- AIM: Write each line of the material exactly as given, from the top through the line that contains "import React from", and omit all pictures.

- MATERIAL PROVIDED:

▬▬▬▬▬▬

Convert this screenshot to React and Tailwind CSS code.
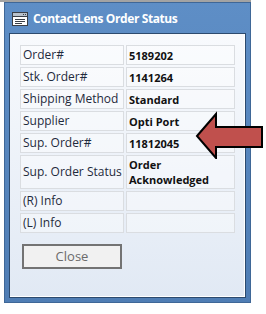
import React from "react";

const rows = [
  { label: "Order#", value: "5189202" },
  { label: "Stk. Order#", value: "1141264" },
  { label: "Shipping Method", value: "Standard" },
  { label: "Supplier", value: "Opti Port" },
  { label: "Sup. Order#", value: "11812045" },
  { label: "Sup. Order Status", value: "Order Acknowledged", tall: true },
  { label: "(R) Info", value: "" },
  { label: "(L) Info", value: "" },
];

const WindowIcon = () => (
  <svg width="16" height="16" viewBox="0 0 16 16" className="shrink-0">
    <rect x="0.5" y="1.5" width="15" height="13" fill="#ffffff" stroke="#3a3f47" />
    <rect x="1" y="2" width="14" height="3" fill="#b9c2cc" />
    <line x1="1" y1="5.5" x2="15" y2="5.5" stroke="#3a3f47" />
    <rect x="11" y="3" width="1" height="1" fill="#3a3f47" />
    <rect x="13" y="3" width="1" height="1" fill="#3a3f47" />
    <line x1="3" y1="8.5" x2="13" y2="8.5" stroke="#3a3f47" />
    <line x1="3" y1="10.5" x2="13" y2="10.5" stroke="#3a3f47" />
    <line x1="3" y1="12.5" x2="10" y2="12.5" stroke="#3a3f47" />
  </svg>
);

const Arrow = () => (
  <svg width="70" height="48" viewBox="0 0 70 48" className="absolute left-[195px] top-[111px]">
    <polygon
      points="2,25 21,3 21,16 67,16 67,36 21,36 21,47"
      fill="#c0504d"
      stroke="#000000"
      strokeWidth="2"
      strokeLinejoin="miter"
    />
  </svg>
);

export default function App() {
  return (
    <div className="relative w-[266px] h-[314px] bg-white overflow-hidden">
      <div className="h-[2px] w-[251px] bg-[#a3a3a3]" />
      <div className="ml-[4px] w-[247px] h-[301px] flex flex-col bg-gradient-to-b from-[#5e8ec6] to-[#4f7db4] border border-[#3f6797]">
        {/* title bar */}
        <div className="h-[30px] flex items-center gap-[5px] pl-[7px] pt-[1px]">
          <WindowIcon />
          <span className="text-white font-bold text-[12px] font-['Open_Sans',sans-serif] tracking-[-0.4px]">
            ContactLens Order Status
          </span>
        </div>
        {/* content */}
        <div className="mx-[4px] mb-[4px] flex-1 border border-[#2c4a6e] bg-gradient-to-b from-[#f8fafd] to-[#e1e9f4] shadow-[inset_0_-1px_0_#ffffff,inset_-1px_0_0_#ffffff]">
          <div className="mt-[11px] ml-[10px] w-[215px] flex flex-col gap-[2px] font-['Open_Sans',sans-serif]">
            {rows.map((r) => (
              <div key={r.label} className="flex gap-[2px]">
                <div
                  className={`w-[104px] border border-[#dadde1] bg-white/40 text-[12px] text-[#1f2a3c] pl-[2px] flex items-center ${r.tall ? "h-[34px]" : "h-[20px]"}`}
                >
                  {r.label}
                </div>
                <div
                  className={`w-[109px] border border-[#dadde1] bg-white/40 text-[11px] font-bold text-[#111] pl-[2px] flex items-center leading-[15px] ${r.tall ? "h-[34px]" : "h-[20px]"}`}
                >
                  {r.value}
                </div>
              </div>
            ))}
          </div>
          <button className="mt-[11px] ml-[12px] w-[100px] h-[25px] border-2 border-[#737373] bg-[#f1f1f1] text-[13px] text-[#6b6b6b] font-['Open_Sans',sans-serif] flex items-center justify-center">
            Close
          </button>
        </div>
      </div>
      <Arrow />
    </div>
  );
}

▬▬▬▬▬▬

- TASK ANSWER:
Convert this screenshot to React and Tailwind CSS code.
import React from "react";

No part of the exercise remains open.